Besides, the image wouldn't have an alt-text, full stop. even if I give an image description of over 5,000 characters
before the picture itself instead of an alt-text, and even if I state explicitly that this description serves the same purpose as an alt-text, but it's too long for being an alt-text, this would still trigger the "no alt-text, no boosts" crowd. Because there's no alt-text. An over-5000-character rant right before a picture is not an alt-text, end of discussion.
Next possible solution: Stop writing about virtual worlds altogether. Most people don't follow me for that anyway, and I guess they're highly irritated whenever they receive a post from me on their timelines in which I don't explain the Fediverse outside of Mastodon.
Won't do that, sorry. OpenSim is and remains the primary topic of this channel, whether you want or not.
Okay, milder version: Stop posting pictures about virtual worlds. That'd save everyone a whole lot of hassle.
Won't do that either. Virtual worlds are a very visual medium. Some things can only be explained with pictures along with text, and virtual worlds are among these things. Maybe OpenSim as a whole can be described sufficiently in text only. A place in OpenSim, an interesting object or an avatar outfit can't. Imagine National Geographic or Vogue abandoning pictures altogether and going all text. It's the same.
Well, then how about simplifying my pictures so that there isn't so much I have to write about anymore?
Won't work. I could take portrait pictures of avatars in so-called photo studios with a neutral, single-colour, unshaded, otherwise featureless background. I wouldn't have to describe the background much. I wouldn't have to explain where the picture was taken either because the same photo studio looks the same wherever it was placed. Still, the picture would require a lengthy description of the avatar.

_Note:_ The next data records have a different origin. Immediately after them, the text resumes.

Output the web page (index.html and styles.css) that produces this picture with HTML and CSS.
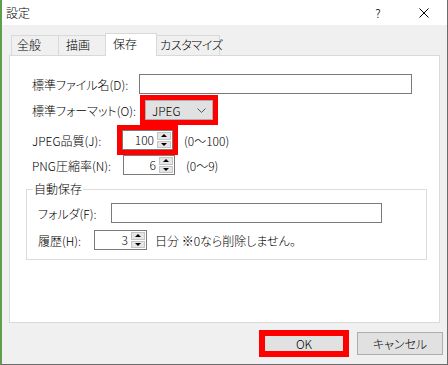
FILE: index.html
```html
<!DOCTYPE html>
<html lang="ja">
<head>
  <meta charset="UTF-8">
  <title>設定</title>
  <link rel="stylesheet" href="styles.css">
</head>
<body>
  <div class="window">
    <div class="titlebar">
      <span class="title">設定</span>
      <span class="tbtn">?</span>
      <span class="tbtn">
        <svg width="10" height="10" viewBox="0 0 10 10"><path d="M0.5 0.5L9.5 9.5M9.5 0.5L0.5 9.5" stroke="#000" stroke-width="1" fill="none"/></svg>
      </span>
    </div>

    <div class="tabs">
      <span class="tab t1">全般</span>
      <span class="tab t2">描画</span>
      <span class="tab t3 active">保存</span>
      <span class="tab t4">カスタマイズ</span>
    </div>

    <div class="panel">
      <div class="row r1">
        <span class="label">標準ファイル名(D):</span>
        <span class="field file"></span>
      </div>
      <div class="row r2">
        <span class="label">標準フォーマット(O):</span>
        <span class="combo mark">
          <span class="combo-text">JPEG</span>
          <svg width="9" height="5" viewBox="0 0 9 5"><path d="M0.5 0.5L4.5 4.5L8.5 0.5" stroke="#555" stroke-width="1" fill="none"/></svg>
        </span>
      </div>
      <div class="row r3">
        <span class="label">JPEG品質(J):</span>
        <span class="field num q mark">
          <span class="value">100</span>
          <span class="spin"><span class="up"></span><span class="down"></span></span>
        </span>
        <span class="hint">(0～100)</span>
      </div>
      <div class="row r4">
        <span class="label">PNG圧縮率(N):</span>
        <span class="field num png">
          <span class="value">6</span>
          <span class="spin"><span class="up"></span><span class="down"></span></span>
        </span>
        <span class="hint">(0～9)</span>
      </div>

      <fieldset class="group">
        <legend>自動保存</legend>
        <div class="row g1">
          <span class="label">フォルダ(F):</span>
          <span class="field folder"></span>
        </div>
        <div class="row g2">
          <span class="label">履歴(H):</span>
          <span class="field num hist">
            <span class="value">3</span>
            <span class="spin"><span class="up"></span><span class="down"></span></span>
          </span>
          <span class="note">日分 ※0なら削除しません。</span>
        </div>
      </fieldset>
    </div>

    <div class="buttons">
      <span class="btn ok">OK</span>
      <span class="btn">キャンセル</span>
    </div>
  </div>
</body>
</html>
```

FILE: styles.css
```css
body {
  margin: 0;
  font-family: "Noto Sans CJK JP", "Noto Sans", sans-serif;
  font-size: 12px;
  font-weight: 300;
  font-feature-settings: "palt";
  color: #000;
}
.window {
  width: 448px;
  height: 365px;
  box-sizing: border-box;
  border-left: 2px solid #5f9e4c;
  border-right: 1px solid #6b6b6b;
  border-bottom: 1px solid #6b6b6b;
  background-color: #f0f0f0;
}

/* title bar */
.titlebar {
  height: 25px;
  background-color: white;
  display: flex;
  align-items: center;
}
.title {
  flex: 1;
  padding-left: 4px;
}
.tbtn {
  width: 46px;
  height: 25px;
  display: flex;
  align-items: center;
  justify-content: center;
}

/* tabs */
.tabs {
  display: flex;
  align-items: flex-end;
  height: 22px;
  margin: 8px 0 0 9px;
  position: relative;
  z-index: 1;
}
.tab {
  box-sizing: border-box;
  height: 20px;
  line-height: 18px;
  white-space: nowrap;
  border: 1px solid #d9d9d9;
  border-bottom: none;
  margin-left: -1px;
  background-color: #f0f0f0;
}
.t1 { width: 48px; margin-left: 0; padding-left: 5px; }
.t2 { width: 48px; padding-left: 7px; }
.t3 { width: 52px; padding-left: 7px; }
.t4 { width: 64px; padding-left: 3px; letter-spacing: -0.3px; }
.tab.active {
  height: 23px;
  line-height: 19px;
  margin-bottom: -1px;
  background-color: white;
}

/* panel */
.panel {
  box-sizing: border-box;
  width: 431px;
  height: 268px;
  margin-left: 7px;
  padding-top: 18px;
  border: 1px solid #d9d9d9;
  background-color: white;
}
.row {
  display: flex;
  align-items: center;
  height: 20px;
  padding-left: 22px;
  white-space: nowrap;
}
.label { flex: none; }
.r1 .label { width: 107px; }
.r2 .label { width: 113px; }
.r3 .label { width: 90px; }
.r4 .label { width: 91px; }
.r2 { margin-top: 6px; }
.r3 { margin-top: 10px; }
.r4 { margin-top: 5px; }

.field {
  box-sizing: border-box;
  height: 20px;
  border: 1px solid #7a7a7a;
  background-color: white;
  display: flex;
  align-items: center;
}
.file { width: 273px; }
.folder { width: 271px; }
.num { justify-content: flex-end; }
.q { width: 51px; }
.png { width: 52px; }
.hist { width: 53px; }
.value {
  padding-right: 3px;
  line-height: 16px;
}
.spin {
  width: 14px;
  height: 16px;
  margin-right: 1px;
  display: flex;
  flex-direction: column;
  gap: 1px;
}
.spin span {
  flex: 1;
  box-sizing: border-box;
  border: 1px solid #c4c4c4;
  background-color: #e6e6e6;
  display: flex;
  align-items: center;
  justify-content: center;
}
.spin .up::before,
.spin .down::before {
  content: "";
  border-left: 3px solid transparent;
  border-right: 3px solid transparent;
}
.spin .up::before { border-bottom: 3px solid #000; }
.spin .down::before { border-top: 3px solid #000; }

.hint { margin-left: 11px; }
.note { margin-left: 8px; }

.combo {
  box-sizing: border-box;
  width: 68px;
  height: 20px;
  border: 1px solid #adadad;
  background-color: #e1e1e1;
  display: flex;
  align-items: center;
  justify-content: space-between;
  padding: 0 6px 0 6px;
}

/* red annotation boxes */
.mark {
  outline: 5px solid #ff0000;
}

/* group box */
.group {
  box-sizing: border-box;
  height: 79px;
  margin: 6px 12px 0 16px;
  padding: 6px 0 0 0;
  border: 1px solid #dcdcdc;
}
.group legend {
  margin-left: 6px;
  padding: 0 1px;
  line-height: 16px;
}
.group .row { padding-left: 11px; }
.g1 .label { width: 73px; }
.g2 .label { width: 56px; }
.g2 { margin-top: 7px; }

/* dialog buttons */
.buttons {
  display: flex;
  justify-content: flex-end;
  gap: 10px;
  margin-top: 9px;
  padding-right: 4px;
}
.btn {
  box-sizing: border-box;
  width: 86px;
  height: 23px;
  border: 1px solid #adadad;
  background-color: #e1e1e1;
  display: flex;
  align-items: center;
  justify-content: center;
}
.btn.ok {
  border-color: #0078d7;
  outline: 6px solid #ff0000;
  outline-offset: -4px;
}
```
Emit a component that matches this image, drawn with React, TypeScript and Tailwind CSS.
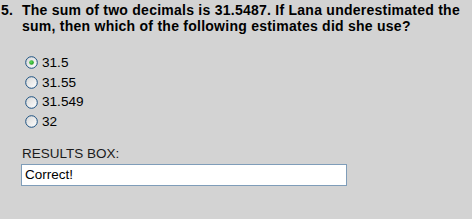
import React from "react";

const options = ["31.5", "31.55", "31.549", "32"];

function Radio({ checked }: { checked: boolean }) {
  return (
    <svg width="13" height="13" viewBox="0 0 13 13" className="shrink-0">
      <defs>
        <linearGradient id="rg" x1="0" y1="0" x2="1" y2="1">
          <stop offset="0" stopColor="#d6d6d6" />
          <stop offset="1" stopColor="#ffffff" />
        </linearGradient>
        <radialGradient id="dot" cx="0.4" cy="0.4" r="0.6">
          <stop offset="0" stopColor="#62e062" />
          <stop offset="1" stopColor="#1f9a1f" />
        </radialGradient>
      </defs>
      <circle cx="6.5" cy="6.5" r="5.8" fill="url(#rg)" stroke="#1c5180" strokeWidth="1" />
      {checked && <circle cx="6.5" cy="6.5" r="2.3" fill="url(#dot)" />}
    </svg>
  );
}

export default function App() {
  return (
    <div className="h-[219px] w-[472px] bg-[#d3d3d3] font-['Liberation_Sans',Arial,sans-serif] text-black">
      <div className="flex pt-[2px] text-[14px] font-bold leading-[16px] tracking-[0.25px]">
        <span className="w-[22px] pl-[1px]">5.</span>
        <p className="w-[448px]">
          The sum of two decimals is 31.5487. If Lana underestimated the sum, then which of the following
          estimates did she use?
        </p>
      </div>

      <div className="mt-[19px] flex flex-col pl-[25px] text-[13.6px] leading-[19.7px]">
        {options.map((o, i) => (
          <label key={o} className="flex items-center gap-[4px]">
            <Radio checked={i === 0} />
            <span>{o}</span>
          </label>
        ))}
      </div>

      <div className="mt-[14px] pl-[22px] text-[13.5px] leading-[15px] text-[#1a1a1a]">RESULTS BOX:</div>
      <div className="mt-[3px] pl-[21px]">
        <div className="flex h-[22px] w-[326px] items-center border border-[#7f9db9] bg-white px-[3px] text-[13.5px]">
          Correct!
        </div>
      </div>
    </div>
  );
}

And before that, it would also require mentioning that the picture was made in OpenSim. Plus the lengthy explanation what OpenSim is. Any one of my pictures may be the first one from OpenSim that someone comes across. I can't count on people already knowing all this from earlier posts. Not everyone who may see posts from me is a long-time follower. I can never know who likes which picture why and then boosts it to whom.
As for virtual travel pictures, I guess it's obvious that and why I can't simplify them. I simply cannot change what's standing in-world and thus shown in the picture.
All this alt-text trouble sometimes makes me wonder if it's worth going through it in the first place. As I've already said, OpenSim is a very very visual medium. Normally, visually-impaired people wouldn't even be interested in it, especially not in what goes on in-world.
But then I remember that it's technically possible for absolutely blind people to use OpenSim with a special viewer. I guess they can't build in-world, and they may need help with making their avatars look good to the seeing, but they can navigate avatars with few problems. A text-to-speech system delivers the name of whichever object is ahead of them to them amongst other things. And if there is no object in front of them, they usually know they can walk in that direction.
This means, somewhere out there, there could be visually-impaired Fediverse users who are indeed interested in what there is to find and to do on the grids of OpenSim, and what is going on there. If I didn't provide sufficiently informative alt-texts, that'd be a big obstacle for them.
So this whole problem stays unsolved. And the length of my alt-texts is likely to increase to stay informative.